Alma, seule dans sa grande maison en ville, et Mina, jeune mère dans une lointaine banlieue, ont organisé leur vie autour de l’absence de leurs deux maris détenus au même endroit… A l’occasion d’un parloir, les deux femmes se rencontrent et s’engagent dans une amitié aussi improbable que tumultueuse…
Le nouveau film de Patricia Mazuy, a qui l’on doit notamment l’excellent « Paul Sanchez est revenu » en 2018, semble vouloir se lire sous plusieurs angles : La solitude, la différence de classes et les rôles inversés. Car le scénario qu’elle a signé avec ses coscénaristes Pierre Courrège (Un Homme d’Etat) et François Bégaudeau (Mektoub My Love) devait, au départ, s’intéresser aux femmes des maisons d’accueil, entendre par cela les locaux accolés aux prisons et aux parloirs où les familles des détenus sont reçues et un échange et une écoute sont privilégiés, afin d’accompagner les femmes dans cette vie liée à l’incarcération du mari, du fils ou du frère. Venu d’abord de Pierre Courrège, le scénario arriva sur le bureau de la réalisatrice qui le remodela avec l’aide de Bégaudeau qui avait déjà participer à l’écriture originale. En se l’appropriant, Patricia Mazuy, va légèrement déplacer le regard de sa caméra pour s’intéresser de plus près à ces deux femmes venues de milieux sociaux bien différents, qui vont venir combler le vide de chacune par une présence, une écoute et une absence de jugement réel. C’est également l’occasion, pour la réalisatrice, d’inverser les rôles et de mettre les fers aux hommes et la liberté aux femmes.

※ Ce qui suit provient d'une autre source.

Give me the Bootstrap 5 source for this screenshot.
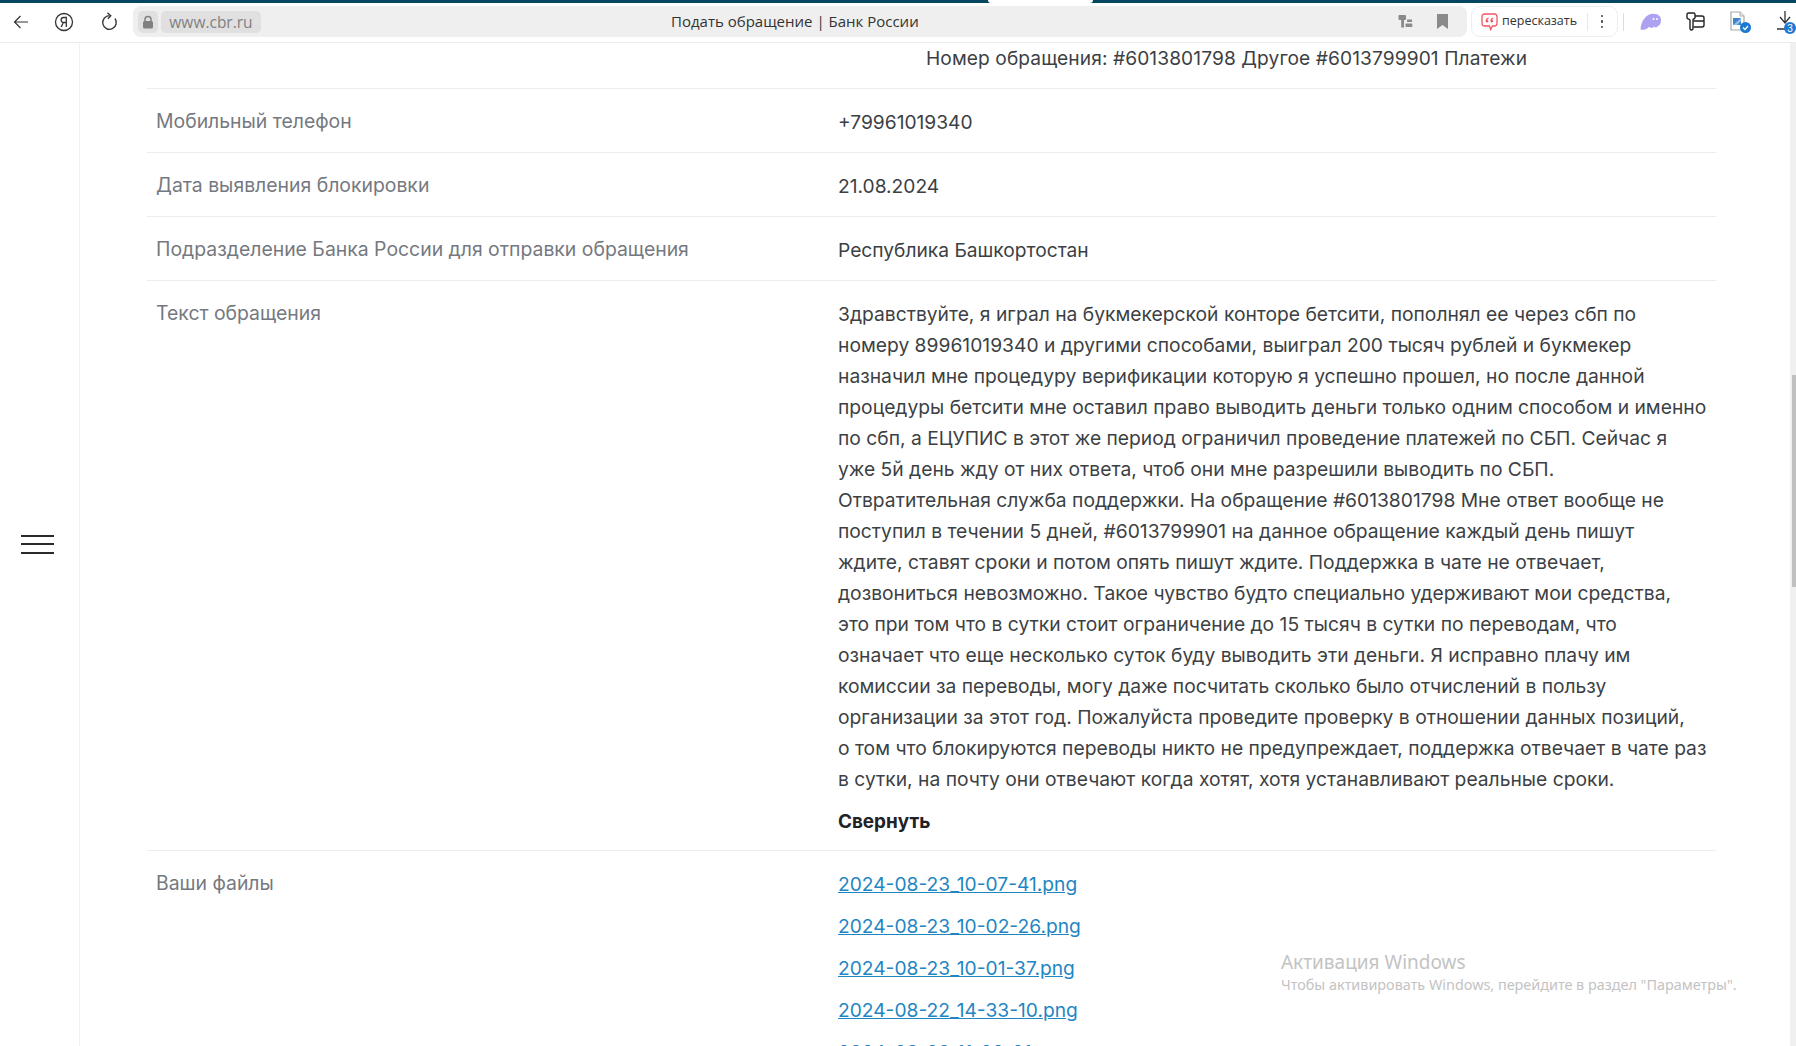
<!DOCTYPE html>
<html lang="ru">
<head>
<meta charset="utf-8">
<title>Подать обращение | Банк России</title>
<link href="https://cdn.jsdelivr.net/npm/bootstrap@5.3.0/dist/css/bootstrap.min.css" rel="stylesheet">
<style>
html,body{height:100%;overflow:hidden;background:#fff}
body{font-family:Inter,"Noto Sans",sans-serif;color:#3c3f44}
.stage{height:1046px;display:flex;flex-direction:column;position:relative;overflow:hidden}
.tabstrip{height:3px;flex:none;background:#06475f;display:flex}
.tabgap{width:105px;margin-left:988px;background:#fff;border-radius:0 0 5px 5px}
.chrome{height:40px;flex:none;background:#fff;border-bottom:1px solid #ececec;display:flex;align-items:center;padding-bottom:2px;font-family:"Open Sans",sans-serif}
.navicon{width:44px;flex:none;display:flex;justify-content:center;align-items:center}
.navicon:first-child{width:42px}
.navicon:nth-child(3){width:47px}
.omnibox{height:31px;width:1334px;background:#efefef;border-radius:8px;display:flex;align-items:center;padding:0 4px 0 5px;position:relative}
.lockbox{width:20px;height:22px;background:#e0e0e0;border-radius:5px;display:flex;align-items:center;justify-content:center;margin-right:3px}
.hostbox{height:22px;width:100px;background:#e0e0e0;border-radius:5px;color:#808080;font-size:15.5px;line-height:22px;text-align:center}
.pagetitle{position:absolute;left:538px;top:0;line-height:31px;font-size:15px;color:#333}
.omniright{margin-left:auto;display:flex;align-items:center;gap:24px;padding-right:15px}
.summary{width:147px;height:31px;margin-left:4px;border:1px solid #eee;border-radius:9px;display:flex;align-items:center;padding:0 9px;font-size:12.5px;color:#333;flex:none}
.summary svg{flex:none}
.sumlabel{margin-left:4px;white-space:nowrap}
.sumsep{width:1px;height:18px;background:#e8e8e8;margin-left:10px}
.sumdots{margin-left:13px;display:flex;flex-direction:column;gap:3px}
.sumdots i{display:block;width:2.4px;height:2.4px;border-radius:50%;background:#444}
.chromesep{width:1px;height:18px;background:#ddd;margin-left:5px}
.tools{display:flex;align-items:center;flex:1;overflow:hidden}
.tool{flex:none;display:flex}
.mainarea{flex:1;display:flex;min-height:0}
.sidenav{width:80px;flex:none;border-right:1px solid #f0f0f0;display:flex;align-items:center;padding-left:21px}
.burger{width:33px;display:flex;flex-direction:column;gap:6.5px;margin-top:-1px}
.burger i{display:block;height:2px;background:#2a2a2a}
.content{flex:1;padding:0 74px 0 67px;min-width:0;overflow:hidden}
.datarow{display:flex;border-bottom:1px solid #ececec}
.rowtext{line-height:31px;padding-top:17.5px;padding-bottom:14px}
.rowlabel{width:691px;flex:none;padding-left:9px;padding-top:17px;color:#75797f;font-size:19.4px}
.rowvalue{flex:1;min-width:0;font-size:19.2px}
.simple .rowvalue{padding-top:18px;padding-bottom:14px}
.headrow{height:46px;padding-left:779px;line-height:30px;font-size:19.15px;letter-spacing:.1px;white-space:nowrap}
.simple{height:64px}
.longtext{padding-bottom:10px;font-size:19.25px;line-height:31.06px;white-space:nowrap}
.collapser{font-weight:700;color:#1f2226;font-size:18.9px;line-height:31px;padding-bottom:13.5px}
.filelink{display:block;color:#1f86c3;font-size:19.2px;line-height:31px;margin-bottom:11px;white-space:nowrap}
.scrolltrack{width:6px;flex:none;background:#f0f0f0;position:relative}
.scrollthumb{position:absolute;right:0;top:332px;width:4px;height:212px;background:#c0c0c0}
.watermark{position:absolute;left:1281px;top:950px;color:#c3c3c3;font-family:"Noto Sans",sans-serif;white-space:nowrap}
.wmtitle{font-size:19px;line-height:25px}
.wmsub{font-size:14.4px;line-height:20px}
</style>
</head>
<body>
<div class="stage">
  <div class="tabstrip"><div class="tabgap"></div></div>
  <div class="chrome">
    <div class="navicon"><svg width="16" height="14" viewBox="0 0 16 14" fill="none" stroke="#333" stroke-width="1.2"><path d="M15 7H1.500M7.500 1 1.500 7l6 6"/></svg></div>
    <div class="navicon"><svg width="20" height="20" viewBox="0 0 20 20" fill="none" stroke="#333" stroke-width="1.3"><circle cx="10" cy="10" r="8.500"/><path d="M12.300 15V5.500H9.600a2.500 2.500 0 0 0 0 5h2.700M9.400 10.500 7.200 15"/></svg></div>
    <div class="navicon"><svg width="18" height="20" viewBox="0 0 18 20" fill="none" stroke="#333" stroke-width="1.3"><path d="M14 6.500a6.800 6.800 0 1 1-5.500-2.800"/><path d="M6.500 .8 9.800 3.700 6.800 6.800"/></svg></div>
    <div class="omnibox">
      <div class="lockbox"><svg width="12" height="14" viewBox="0 0 12 14"><path d="M3 6V4.500a3 3 0 0 1 6 0V6" fill="none" stroke="#808080" stroke-width="1.500"/><rect x="1" y="6" width="10" height="7.500" rx="1.500" fill="#808080"/></svg></div>
      <div class="hostbox">www.cbr.ru</div>
      <div class="pagetitle">Подать обращение | Банк России</div>
      <div class="omniright">
        <svg width="15" height="15" viewBox="0 0 15 15" fill="#8a8a8a"><path d="M1.500 1h5.500a1 1 0 0 1 1 1v3a1 1 0 0 1-1 1H6v7.500H3.200V6H1.500a1 1 0 0 1-1-1V2a1 1 0 0 1 1-1z"/><rect x="9" y="5.500" width="5" height="2.600" rx=".5"/><rect x="7.500" y="9.500" width="6.800" height="3.500" rx=".6"/></svg>
        <svg width="11" height="15" viewBox="0 0 11 15" fill="#8a8a8a"><path d="M0 0h11v15L5.500 11 0 15z"/></svg>
      </div>
    </div>
    <div class="summary">
      <svg width="17" height="18" viewBox="0 0 17 18"><path d="M3.500 1h10A2.500 2.500 0 0 1 16 3.500v7a2.500 2.500 0 0 1-2.500 2.500h-2l-1.800 3.500-1.200-3.500h-5A2.500 2.500 0 0 1 1 10.500v-7A2.500 2.500 0 0 1 3.500 1z" fill="#fff" stroke="#f2555f" stroke-width="1.300"/><path d="M7.600 4.600c-1.800.6-3 1.700-3 3.400a1.400 1.400 0 1 0 2.700-.5c-.4-.4-.8-.4-1.100-.4.1-.8.700-1.400 1.500-1.700zM12.400 4.600c-1.800.6-3 1.700-3 3.400a1.400 1.400 0 1 0 2.700-.5c-.4-.4-.8-.4-1.100-.4.1-.8.700-1.400 1.500-1.700z" fill="#f2555f"/></svg>
      <span class="sumlabel">пересказать</span>
      <span class="sumsep"></span>
      <span class="sumdots"><i></i><i></i><i></i></span>
    </div>
    <div class="chromesep"></div>
    <div class="tools">
      <span class="tool ms-3"><svg width="22" height="18" viewBox="0 0 22 18"><path d="M.5 16.500C1 8 6 .8 13.500.8c5 0 7.500 2.800 7.500 6.700 0 3-1.500 5-2.800 5.200-1 2-3 2.200-4 .8-2 2.200-4 1.500-5 .2-2 2.300-5.500 3.800-8.700 2.800z" fill="#ada2f0"/><circle cx="13.500" cy="6" r="1" fill="#fff"/><circle cx="17" cy="6" r="1" fill="#fff"/></svg></span>
      <span class="tool ms-4"><svg width="19" height="19" viewBox="0 0 19 19" fill="none" stroke="#222" stroke-width="1.400"><path d="M2.500 1h5a1.500 1.500 0 0 1 1.500 1.500v3a1.500 1.500 0 0 1-1.500 1.500L7 8v8.500a1.500 1.500 0 0 1-3 0V8l-1.500-1A1.500 1.500 0 0 1 1 5.500v-3A1.500 1.500 0 0 1 2.500 1z"/><path d="M9 4h7a2 2 0 0 1 2 2v7a2 2 0 0 1-2 2H7.500M7.500 9H18"/></svg></span>
      <span class="tool position-relative ms-4"><svg width="23" height="24" viewBox="0 0 23 24"><path d="M2 2h9l4 4v14H2z" fill="#fff" stroke="#aaa" stroke-width="1.200"/><path d="M11 2v4h4" fill="#eee" stroke="#aaa"/><rect x="4" y="8" width="8" height="7" fill="#3f83c9"/><path d="M4 15l8-7v3l-4 4z" fill="#8fc0ee"/><circle cx="16.500" cy="17.500" r="5.500" fill="#1d78d2"/><path d="m14 17.500 2 2 3-3.500" fill="none" stroke="#fff" stroke-width="1.300"/></svg></span>
      <span class="tool position-relative ms-4"><svg width="20" height="26" viewBox="0 0 20 26"><path d="M9 2v11M4 8l5 6 5-6M1 20h9" fill="none" stroke="#333" stroke-width="1.300"/><circle cx="14" cy="19" r="6" fill="#1d78d2"/><text x="14" y="23" text-anchor="middle" font-size="10" font-family="Liberation Sans" fill="#fff">3</text></svg></span>
    </div>
  </div>
  <div class="mainarea">
    <nav class="sidenav"><div class="burger"><i></i><i></i><i></i></div></nav>
    <main class="content">
      <div class="datarow headrow">Номер обращения: #6013801798 Другое #6013799901 Платежи</div>
      <div class="datarow simple"><div class="rowlabel rowtext">Мобильный телефон</div><div class="rowvalue rowtext">+79961019340</div></div>
      <div class="datarow simple"><div class="rowlabel rowtext">Дата выявления блокировки</div><div class="rowvalue rowtext">21.08.2024</div></div>
      <div class="datarow simple"><div class="rowlabel rowtext">Подразделение Банка России для отправки обращения</div><div class="rowvalue rowtext">Республика Башкортостан</div></div>
      <div class="datarow">
        <div class="rowlabel rowtext">Текст обращения</div>
        <div class="rowvalue">
          <div class="rowtext longtext">Здравствуйте, я играл на букмекерской конторе бетсити, пополнял ее через сбп по<br>номеру 89961019340 и другими способами, выиграл 200 тысяч рублей и букмекер<br>назначил мне процедуру верификации которую я успешно прошел, но после данной<br>процедуры бетсити мне оставил право выводить деньги только одним способом и именно<br>по сбп, а ЕЦУПИС в этот же период ограничил проведение платежей по СБП. Сейчас я<br>уже 5й день жду от них ответа, чтоб они мне разрешили выводить по СБП.<br>Отвратительная служба поддержки. На обращение #6013801798 Мне ответ вообще не<br>поступил в течении 5 дней, #6013799901 на данное обращение каждый день пишут<br>ждите, ставят сроки и потом опять пишут ждите. Поддержка в чате не отвечает,<br>дозвониться невозможно. Такое чувство будто специально удерживают мои средства,<br>это при том что в сутки стоит ограничение до 15 тысяч в сутки по переводам, что<br>означает что еще несколько суток буду выводить эти деньги. Я исправно плачу им<br>комиссии за переводы, могу даже посчитать сколько было отчислений в пользу<br>организации за этот год. Пожалуйста проведите проверку в отношении данных позиций,<br>о том что блокируются переводы никто не предупреждает, поддержка отвечает в чате раз<br>в сутки, на почту они отвечают когда хотят, хотя устанавливают реальные сроки.</div>
          <div class="collapser">Свернуть</div>
        </div>
      </div>
      <div class="d-flex">
        <div class="rowlabel rowtext">Ваши файлы</div>
        <div class="rowvalue rowtext">
          <a class="filelink" href="#">2024-08-23_10-07-41.png</a>
          <a class="filelink" href="#">2024-08-23_10-02-26.png</a>
          <a class="filelink" href="#">2024-08-23_10-01-37.png</a>
          <a class="filelink" href="#">2024-08-22_14-33-10.png</a>
          <a class="filelink" href="#">2024-08-22_11-22-21.png</a>
        </div>
      </div>
    </main>
    <div class="scrolltrack"><div class="scrollthumb"></div></div>
  </div>
  <div class="watermark"><div class="wmtitle">Активация Windows</div><div class="wmsub">Чтобы активировать Windows, перейдите в раздел "Параметры".</div></div>
</div>
<script src="https://cdn.jsdelivr.net/npm/bootstrap@5.3.0/dist/js/bootstrap.bundle.min.js"></script>
</body>
</html>
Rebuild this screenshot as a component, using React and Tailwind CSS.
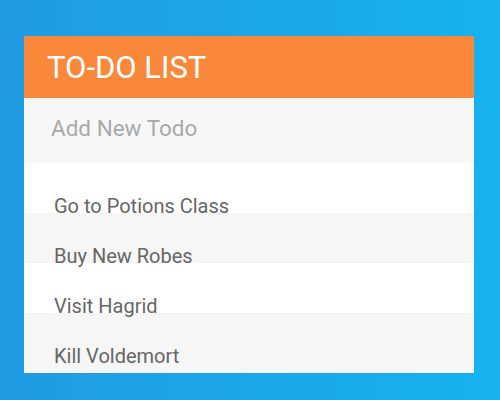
import React from "react"

const todos = ["Go to Potions Class", "Buy New Robes", "Visit Hagrid", "Kill Voldemort"]

export default function App() {
    return (
        <div
            className="w-[500px] h-[400px] overflow-hidden bg-gradient-to-r from-[#1f9be4] to-[#16b2ef] pt-[36px] pl-[24px]"
            style={{ fontFamily: "Roboto, 'Liberation Sans', sans-serif" }}
        >
            <div className="w-[450px] bg-white">
                {/* Header */}
                <div className="h-[62px] bg-[#fa883b] flex items-center pl-[23px]">
                    <h1 className="text-[31px] leading-none text-white font-normal">TO-DO LIST</h1>
                </div>

                {/* Input */}
                <div className="h-[65px] bg-[#f7f7f7] pt-[17px] pl-[27px]">
                    <input
                        placeholder="Add New Todo"
                        className="block bg-transparent w-full h-[26px] leading-[26px] text-[22.5px] text-[#666] placeholder:text-[#a9a9a9] focus:outline-none"
                    />
                </div>

                {/* List */}
                <ul>
                    {todos.map((t, i) => (
                        <li
                            key={t}
                            className={
                                (i % 2 === 1 ? "bg-[#f6f6f6] " : "bg-white ") +
                                (i === todos.length - 1 ? "h-[60px] " : "h-[50px] ") +
                                "pt-[31px] pl-[30px] text-[20px] leading-[24px] text-[#666]"
                            }
                        >
                            {t}
                        </li>
                    ))}
                </ul>
            </div>
        </div>
    )
}
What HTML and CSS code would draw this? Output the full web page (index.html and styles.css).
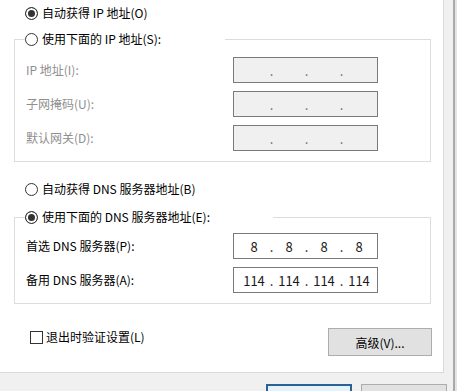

Sans, pour autant, empêcher certains clichés, le scénario va alors parler de solitude, d’bord, celle de cette femme bourgeoise, dans une grande maison vide, qui se retrouve comme emprisonnées dans les murs de cette prison dorée, pendant que son mari purge sa peine. Et puis celle de cette jeune femme maghrébine qui, avec sa fille, lutte pour ne pas se noyer dans cette errance que la détention de son mari provoque, d’autant que les amis de ce dernier, ne semblent pas vouloir relâcher la pression. La rencontre de ces deux femmes va venir combler les trous d’une existence mise en errance par la faute de leurs hommes. Elles font alors preuves de force, de faiblesses, mais surtout de partage et d’écoute. L’une venant combler la solitude de l’autre. Ce qui est intéressant dans le scénario de « La Prisonnière de Bordeaux » c’est que les milieux sociaux explosent autant qu’ils restent ancrés dans le parcours de ces femmes. Chacune essayant de traverser cette période avec le moins de dégâts possible.
Et dans une mise en scène soignée, la réalisatrice va alors chercher à conserver un rythme lent qui ne viennent pas perturber la lecture de son intrigue et vienne ainsi peindre des personnages plus complexes qu’ils n’y paraissent avec leurs forces et leurs faiblesses. Alors, bien sûr, nous aurions préféré que les rôles soient plus inversés et que, pour une fois, la bourgeoise soit d’origine Maghrébine et que la désœuvrée soit Franco-Française, mais les clichés ont la peau dure, mais l’ensemble parvient à nous captiver et à nous faire réfléchir sur la fragilité de nos existences et plus particulièrement de nos choix dans la vie dont le répercussions peuvent être dramatiques, sur soi, bien sûr mais surtout sur les proches qui n’ont rien demandé et se retrouvent à devoir assumer les tout autant que le responsable de la faute. Patricia Mauzy confronte ses deux personnages et les oppose pour mieux les rapprocher.
Bien sûr la réussite du film tient aussi beaucoup aux prestations de ses deux actrices principales : Isabelle Huppert (La Daronne) et Hafsia Herzi (Mektoub My Love). Les deux actrices rivalisent de précision, dans des rôles qu’elles maitrisent parfaitement, ce qui pourrait aussi en faire leur premier défaut, tant elles ne nous surprennent pas. Mais leur collaboration fait des étincelles et parvient à nous entrainer dans cette histoire de femmes fortes et déterminées à s’en sortir. Les deux comédiennes captent littéralement l’œil de la caméra pour mieux nous entrainer dans un univers qui nous est inconnu. Dommage, encore une fois que « La prisonnière de Bordeaux » n’inversent pas plus les rôles et se laisse parfois entrainer dans des clichés d’usages.